I have reflected on remembering the action of God in human history, to show the stages of this great plan of love demonstrated in the Old and New Testament: one plan of salvation addressed to all humanity, progressively revealed and realized by the power of God This is crucial for our journey of faith. We are in the liturgical season of Advent which prepares us for Christmas. As we all know, the word "Advent" means "coming", "presence", and once upon a time indicated the arrival of the king or emperor to a particular province. For us Christians it possesses a truly wonderful and stirring meaning : God has left His Heaven and come down to earth for man; forged an alliance with him coming into the history of a people, He is the king who came down to this poor province that is the earth, and gifted us with His visit, taking on human flesh and becoming man like us. Advent invites us to follow the path of this presence and reminds us again and again that God is not removed from the world, He is not absent, we were not left to ourselves, but He comes to us in different ways, which we need to learn to discern. And we, with our faith, our hope and our charity, are called every day to see and bear witness to this presence, in an often superficial and distracted world, to reflect in our lives the light that illuminated the cave of Bethlehem! 

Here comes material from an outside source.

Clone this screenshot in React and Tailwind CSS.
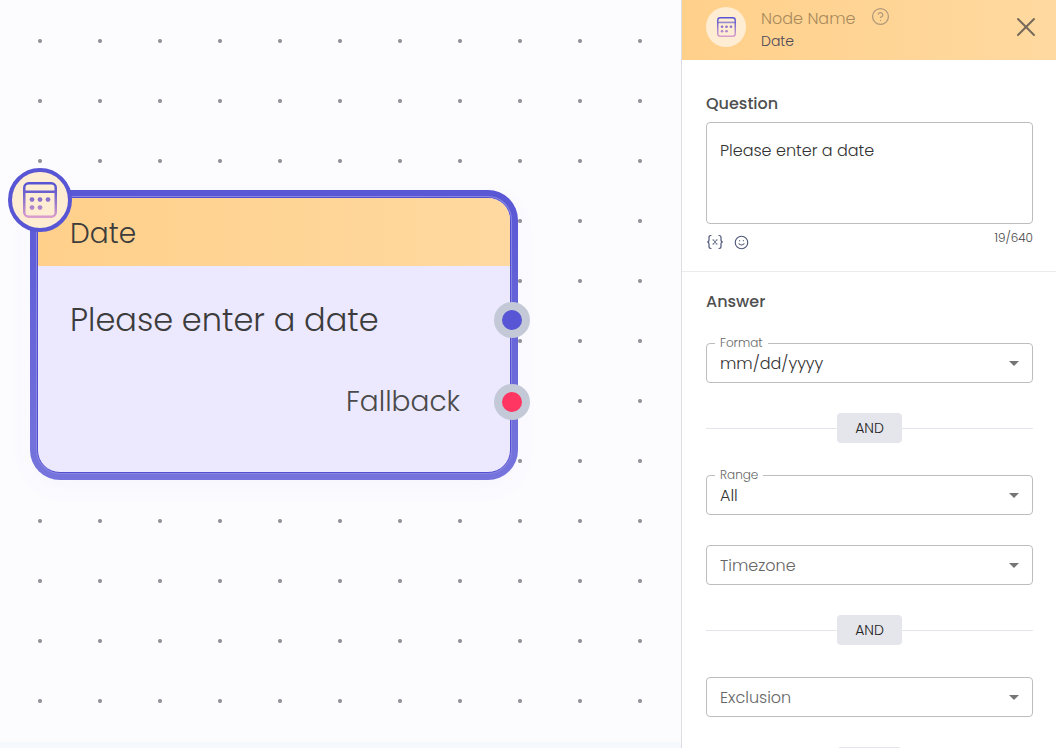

I offer a cordial welcome to the newly professed Sisters of the Missionaries of Charity. My greeting also goes to the group of visitors from Oklahoma Wesleyan University. Finally, a thought for the young, the sick and newlyweds. Today we celebrate the Feast of Our Lady of Guadalupe, patroness of the Americas and Star of the New Evangelization. Dear young people, learn to love and hope at the school of Mary, dear sick people, the Blessed Virgin is comfort and companionship in your suffering and you, dear newlyweds, entrust to the Mother of Jesus, your marital journey. Upon all pilgrims present at today’s Audience I invoke God’s blessings of joy and peace.